On May 11, 1935, President Franklin Delano Roosevelt signed Executive Order #7037 that created the Rural Electrification Administration (REA) for the purpose of securing financing to build transmission lines and distribution lines to provide electric power to the rural areas. Before this, investor-owned utilities did not consider it profitable to bring electricity to rural areas because there were few potential customers and they used too little electricity to make it worthwhile.

Locally, efforts began with a county-wide meeting held in 1935 at the Hanover Township Centralized School for the purpose of "establishing an organization to be formed among ourselves on a non-profit basis for acquiring and distributing electrical energy." That is the essence of cooperatives today.

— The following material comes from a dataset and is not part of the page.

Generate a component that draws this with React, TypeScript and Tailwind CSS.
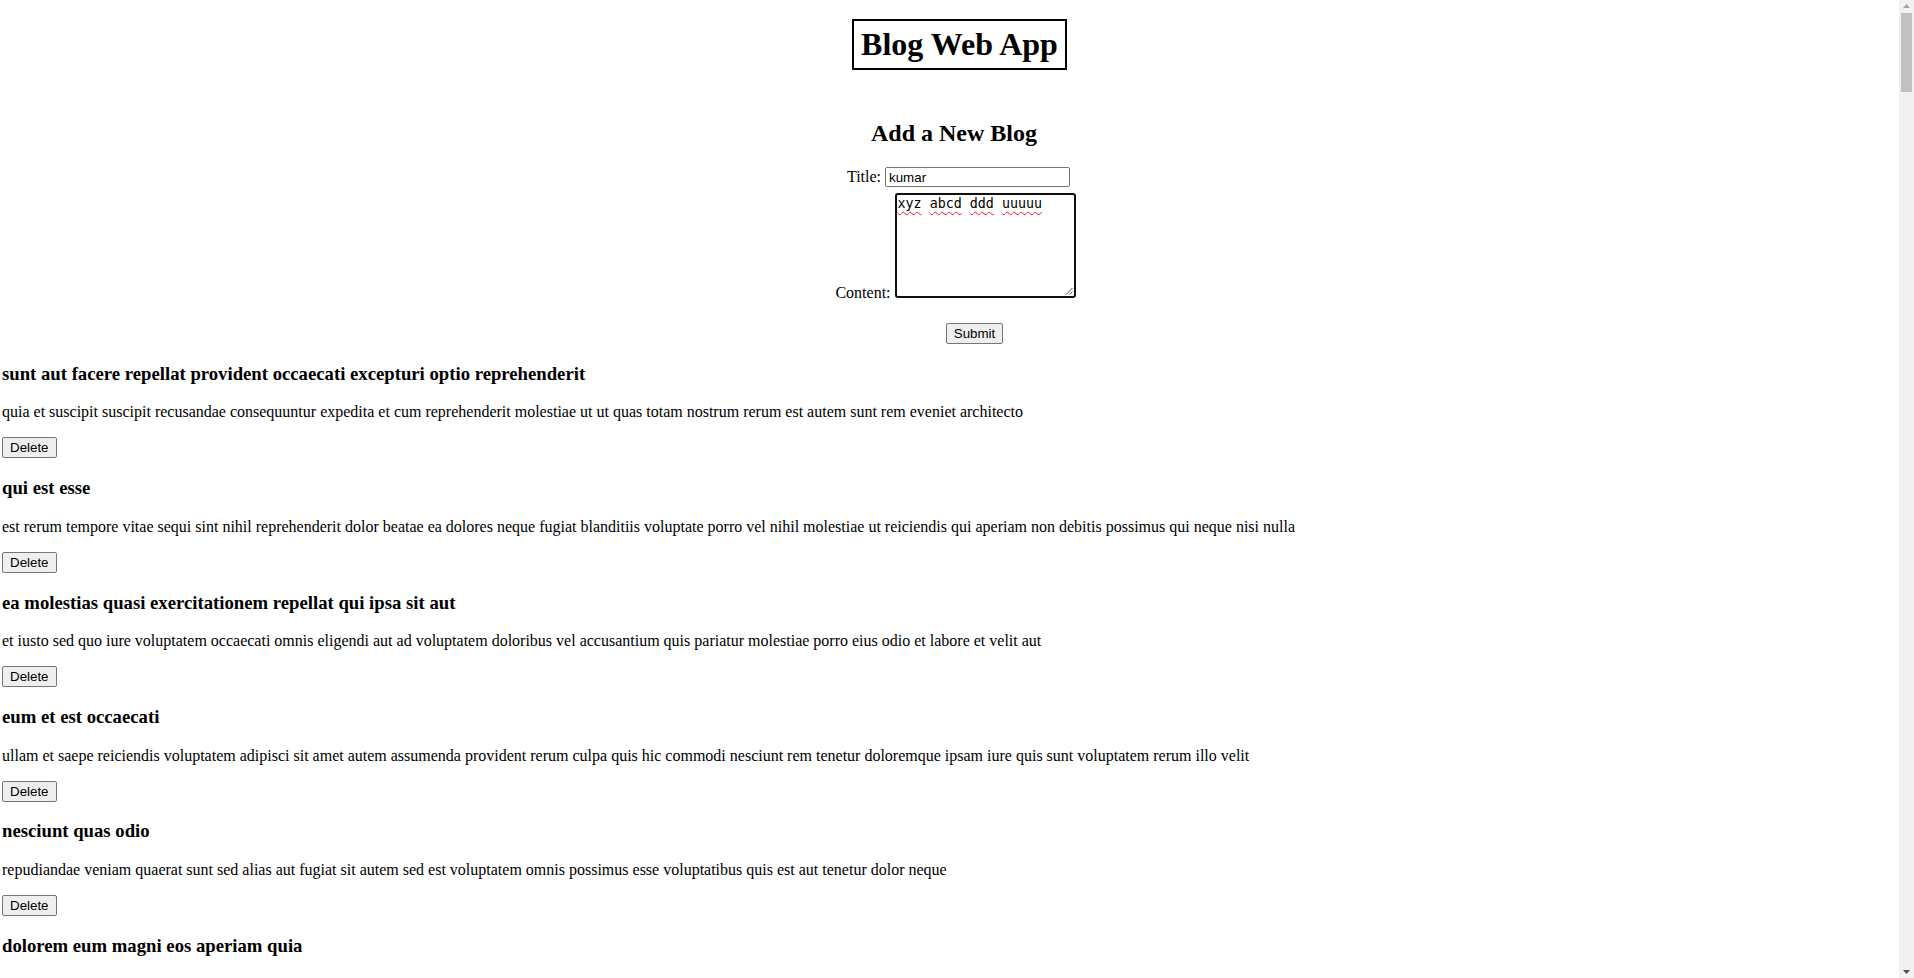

On April 4, 1936, local farmers met to adopt the newly formed Cooperative's Code of Regulations and elected Marcus Beard from Morgan Township to lead the way. The original name of the Cooperative was Butler County Farm Bureau Electric Cooperative. The name was subsequently changed to Butler Rural Electric Cooperative.

The next step was to sign up farmers who wanted to be members of this new electrical cooperative. By 1936, 660 members were signed up and anxiously awaiting service. At the March, 1936, organizational meeting, the Cooperative was given the name it has today, Butler Rural Electric Cooperative, Inc.